Nikolai Gogol - Style

Style

D.S. Mirsky characterized Gogol's universe as "one of the most marvellous, unexpected — in the strictest sense, original — worlds ever created by an artist of words".

The other main characteristic of Gogol's writing is his impressionist vision of reality and people. He saw the outer world romantically metamorphosed, a singular gift particularly evident from the fantastic spatial transformations in his Gothic stories, A Terrible Vengeance and A Bewitched Place. His pictures of nature are strange mounds of detail heaped on detail, resulting in an unconnected chaos of things. His people are caricatures, drawn with the method of the caricaturist — which is to exaggerate salient features and to reduce them to geometrical pattern.

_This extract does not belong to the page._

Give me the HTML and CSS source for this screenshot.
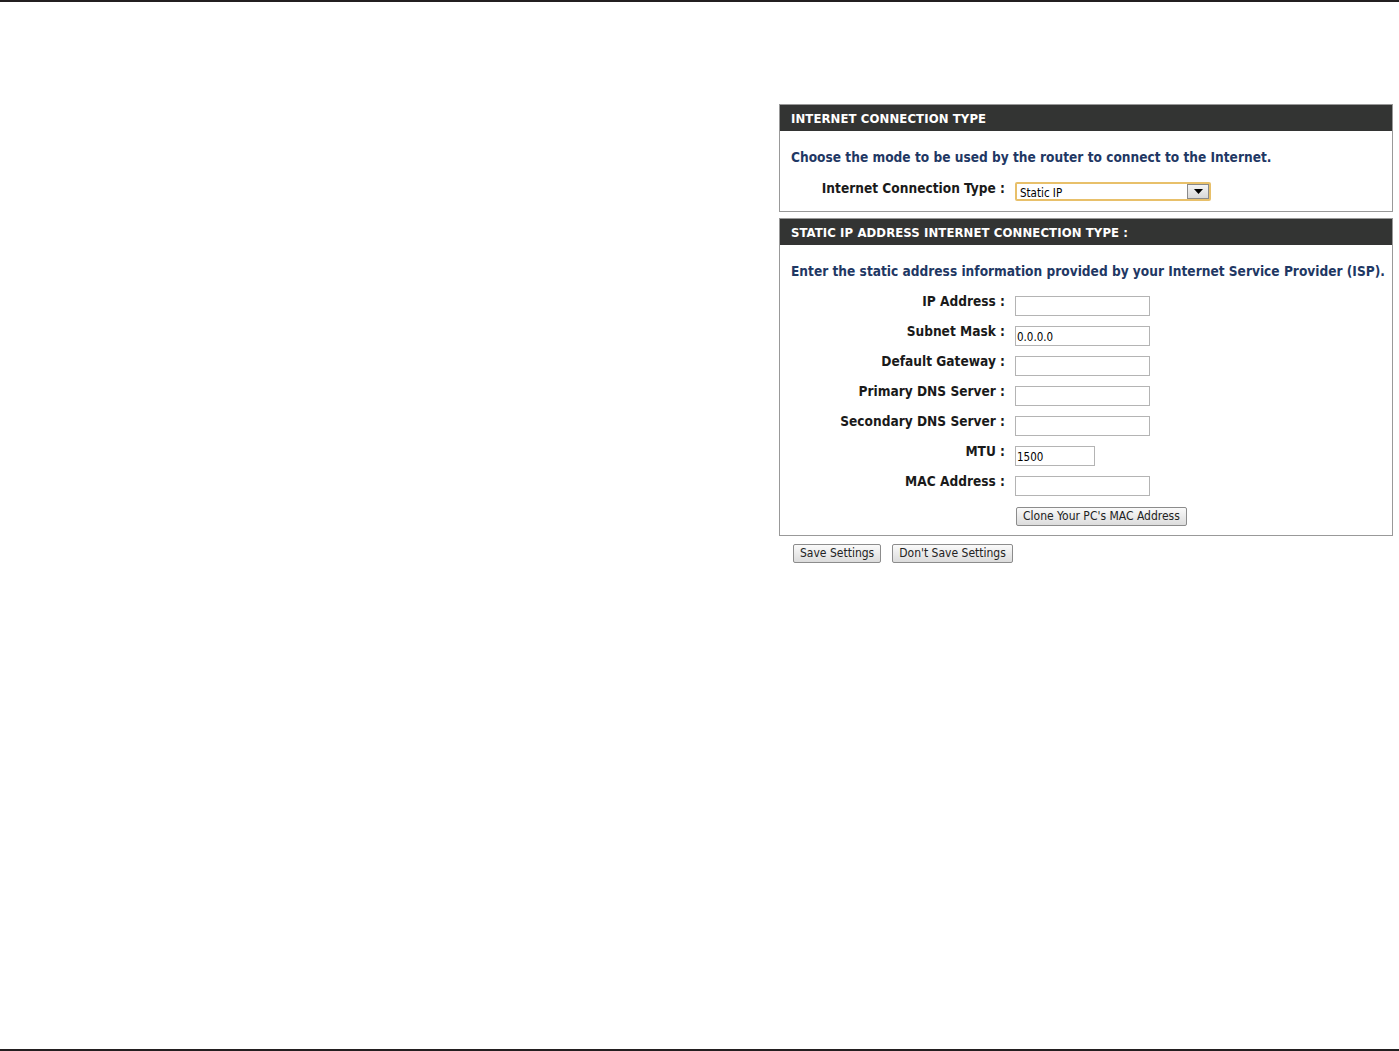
FILE: index.html
```html
<!DOCTYPE html>
<html>
<head>
    <meta charset="UTF-8">
    <link rel="stylesheet" href="styles.css">
</head>
<body>
    <div class="page">
        <div class="rule top-rule"></div>
        <div class="content">
            <div class="panel">
                <div class="box">
                    <h2>INTERNET CONNECTION TYPE</h2>
                    <p class="intro">Choose the mode to be used by the router to connect to the Internet.</p>
                    <div class="fields first">
                        <label>Internet Connection Type :</label>
                        <div class="select">
                            <span>Static IP</span>
                            <span class="arrow"><svg width="9" height="5" viewBox="0 0 9 5"><path d="M0 0h9L4.5 5z" fill="#000"/></svg></span>
                        </div>
                    </div>
                </div>

                <div class="box">
                    <h2>STATIC IP ADDRESS INTERNET CONNECTION TYPE :</h2>
                    <p class="intro">Enter the static address information provided by your Internet Service Provider (ISP).</p>
                    <div class="fields">
                        <label>IP Address :</label>
                        <input type="text" value="">
                        <label>Subnet Mask :</label>
                        <input type="text" value="0.0.0.0">
                        <label>Default Gateway :</label>
                        <input type="text" value="">
                        <label>Primary DNS Server :</label>
                        <input type="text" value="">
                        <label>Secondary DNS Server :</label>
                        <input type="text" value="">
                        <label>MTU :</label>
                        <input type="text" class="short" value="1500">
                        <label>MAC Address :</label>
                        <input type="text" value="">
                        <span></span>
                        <div class="clone"><button class="btn">Clone Your PC's MAC Address</button></div>
                    </div>
                </div>

                <div class="actions">
                    <button class="btn">Save Settings</button>
                    <button class="btn">Don't Save Settings</button>
                </div>
            </div>
        </div>
        <div class="rule bottom-rule"></div>
    </div>
</body>
</html>
```

FILE: styles.css
```css
body {
    margin: 0;
    background: #fff;
    font-family: "DejaVu Sans Condensed", "DejaVu Sans", sans-serif;
}

.page {
    height: 1051px;
    display: flex;
    flex-direction: column;
}

.rule {
    height: 2px;
    background: #231f20;
}

.content {
    flex: 1;
    display: flex;
    justify-content: flex-end;
    padding: 102px 6px 0 0;
}

.panel {
    width: 614px;
}

.box {
    border: 1px solid #999;
    margin-bottom: 6px;
    background: #fff;
}

h2 {
    margin: 0;
    height: 26px;
    line-height: 28px;
    padding-left: 11px;
    background: #333433;
    color: #fff;
    font-size: 13px;
    font-weight: bold;
    letter-spacing: 0.1px;
}

.intro {
    margin: 0;
    padding: 18px 0 0 11px;
    color: #1f3864;
    font-size: 13.6px;
    font-weight: bold;
    line-height: 16px;
}

.fields {
    display: grid;
    grid-template-columns: 225px 1fr;
    column-gap: 10px;
    row-gap: 7px;
    align-items: start;
    padding: 14px 0 9px;
}

.fields.first {
    padding: 15px 0 10px;
}

.fields label {
    text-align: right;
    color: #1a1a1a;
    font-size: 13.6px;
    font-weight: bold;
    line-height: 16px;
}

input {
    width: 135px;
    height: 20px;
    margin: 3px 0 0;
    box-sizing: border-box;
    border: 1px solid #b4b4b4;
    padding: 2px 1px 0;
    font-family: "DejaVu Sans Condensed", sans-serif;
    font-size: 11.5px;
    color: #000;
}

input.short {
    width: 80px;
}

.select {
    width: 196px;
    height: 19px;
    margin-top: 2px;
    box-sizing: border-box;
    border: 2px solid #e8c06a;
    border-radius: 2px;
    display: flex;
    justify-content: space-between;
    align-items: center;
    font-size: 11.5px;
    padding: 2px 0 0 3px;
    background: #fff;
}

.select .arrow {
    width: 22px;
    height: 15px;
    margin-top: -2px;
    box-sizing: border-box;
    border: 1px solid #8a8a8a;
    background: linear-gradient(#f4f4f4, #d8d8d8);
    display: flex;
    align-items: center;
    justify-content: center;
}

.clone {
    padding: 2px 0 0 1px;
}

.btn {
    height: 19px;
    padding: 0 6px;
    border: 1px solid #8c8c8c;
    border-radius: 2px;
    background: linear-gradient(#fafafa, #dcdcdc);
    font-family: "DejaVu Sans Condensed", sans-serif;
    font-size: 12px;
    color: #222;
    cursor: pointer;
}

.actions {
    display: flex;
    gap: 11px;
    padding-left: 14px;
    margin-top: 8px;
}
```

But these cartoons have a convincingness, a truthfulness, and inevitability — attained as a rule by slight but definitive strokes of unexpected reality — that seems to beggar the visible world itself.

The aspect under which the mature Gogol sees reality is expressed by the untranslatable Russian word poshlost', which is perhaps best rendered as "self-satisfied inferiority", moral and spiritual, widespread in some group or society (from Russian, poshlo, meaning "went"). Like Sterne before him, Gogol was a great destroyer of prohibitions and romantic illusions. It was he who undermined Russian Romanticism by making vulgarity reign where only the sublime and the beautiful had reigned. "Characteristic of Gogol is a sense of boundless superfluity that is soon revealed as utter emptiness and a rich comedy that suddenly turns into metaphysical horror." His stories often interweave pathos and mockery, while "The Tale of How Ivan Ivanovich Quarreled with Ivan Nikiforovich" begins as a merry farce and ends with the famous dictum, "It is dull in this world, gentlemen!"